Creating point clouds

A point cloud can be generated from digital assets or from real-world environments. Digital 3D objects are usually “scanned” by the means of uniform sampling on a 3D voxel grid. This technique creates point clouds with a predictable and uniform density distribution and accuracy that is controlled by the grid scale. Other techniques include simply sampling the vertices of the object mesh, which creates a sparse point cloud with high accuracy, but low density in flat areas with low frequency information. Unless added artificially, point clouds generated from 3D assets are devoid of noise.

A multitude of acquisition techniques exist for scanning real-world environments. Small and simple objects can be put on a turntable and scanned by cameras and laser sensors from all angles in a highly controlled environment. This creates a dense point cloud with high accuracy. Purely image-based (photogrammetry) techniques exist as well, such as the structure-from-motion (SfM) and multiview stereo (MVS) algorithms. Robotics approaches using visual simultaneous localization and mapping (also known as SLAM) create fast but low-accuracy point clouds to estimate the path of a camera through space.

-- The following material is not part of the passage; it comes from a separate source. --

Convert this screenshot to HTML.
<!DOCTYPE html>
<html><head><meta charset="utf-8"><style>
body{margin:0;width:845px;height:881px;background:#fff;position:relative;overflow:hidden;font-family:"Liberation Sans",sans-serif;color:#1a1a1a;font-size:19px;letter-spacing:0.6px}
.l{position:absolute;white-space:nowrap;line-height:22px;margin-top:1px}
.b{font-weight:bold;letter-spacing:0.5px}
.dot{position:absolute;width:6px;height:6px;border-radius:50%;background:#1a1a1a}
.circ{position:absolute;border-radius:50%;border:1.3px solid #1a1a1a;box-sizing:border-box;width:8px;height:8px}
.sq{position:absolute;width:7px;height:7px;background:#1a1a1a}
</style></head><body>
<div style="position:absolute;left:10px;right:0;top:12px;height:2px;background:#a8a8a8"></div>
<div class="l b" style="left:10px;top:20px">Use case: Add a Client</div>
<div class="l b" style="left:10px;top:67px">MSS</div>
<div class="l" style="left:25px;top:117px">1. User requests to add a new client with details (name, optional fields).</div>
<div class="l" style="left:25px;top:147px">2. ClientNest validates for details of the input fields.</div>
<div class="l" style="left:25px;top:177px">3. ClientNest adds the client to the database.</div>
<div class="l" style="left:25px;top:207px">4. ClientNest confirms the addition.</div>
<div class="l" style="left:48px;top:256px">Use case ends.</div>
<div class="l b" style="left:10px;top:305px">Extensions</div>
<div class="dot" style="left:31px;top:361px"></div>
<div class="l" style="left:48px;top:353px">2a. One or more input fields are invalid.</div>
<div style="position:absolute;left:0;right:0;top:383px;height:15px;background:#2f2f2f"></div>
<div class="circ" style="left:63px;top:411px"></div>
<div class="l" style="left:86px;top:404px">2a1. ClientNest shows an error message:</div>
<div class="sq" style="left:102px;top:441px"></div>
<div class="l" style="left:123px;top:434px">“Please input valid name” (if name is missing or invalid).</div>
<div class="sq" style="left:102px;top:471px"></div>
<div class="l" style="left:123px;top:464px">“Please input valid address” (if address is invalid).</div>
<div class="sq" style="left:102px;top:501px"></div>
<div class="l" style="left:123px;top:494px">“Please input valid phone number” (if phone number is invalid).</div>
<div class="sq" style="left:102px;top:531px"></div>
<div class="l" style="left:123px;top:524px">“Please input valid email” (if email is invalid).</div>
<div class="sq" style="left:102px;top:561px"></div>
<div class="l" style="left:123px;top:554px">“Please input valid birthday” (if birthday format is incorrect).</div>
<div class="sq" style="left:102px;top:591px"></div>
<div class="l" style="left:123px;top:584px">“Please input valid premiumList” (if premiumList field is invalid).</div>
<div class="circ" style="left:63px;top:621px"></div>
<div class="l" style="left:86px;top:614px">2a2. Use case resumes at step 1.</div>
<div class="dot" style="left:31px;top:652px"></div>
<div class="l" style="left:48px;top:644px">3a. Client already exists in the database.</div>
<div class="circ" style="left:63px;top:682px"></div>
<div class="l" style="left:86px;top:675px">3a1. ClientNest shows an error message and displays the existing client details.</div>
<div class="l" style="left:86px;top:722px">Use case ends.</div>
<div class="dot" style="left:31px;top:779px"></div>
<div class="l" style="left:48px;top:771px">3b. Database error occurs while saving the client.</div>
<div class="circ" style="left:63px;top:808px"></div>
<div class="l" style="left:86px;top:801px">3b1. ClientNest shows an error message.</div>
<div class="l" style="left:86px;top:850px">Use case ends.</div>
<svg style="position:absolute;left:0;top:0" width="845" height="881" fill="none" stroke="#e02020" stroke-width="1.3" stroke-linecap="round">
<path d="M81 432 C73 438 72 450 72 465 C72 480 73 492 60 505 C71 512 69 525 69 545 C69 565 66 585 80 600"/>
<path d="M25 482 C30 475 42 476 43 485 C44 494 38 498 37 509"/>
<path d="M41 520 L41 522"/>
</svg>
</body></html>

Structured light sensors use a projector to emit a known pattern onto the scene that is then captured by a camera. The distortions in the pattern are then used to discern the depth information. This technique was used in the first generation Microsoft Kinect device and in the Matterport Camera. Time-of-flight sensors (also known as range imaging sensors) measure the distance between the sensor and points in the environment based on the round-trip time of a light signal to create samples of points. These can either based on visible or infrared light such as the later generation Microsoft Kinect or use lasers, in the case of LiDAR devices, such as the Leica BLK360, Velodyne HDL-32E, HDL-64E and VLP-16.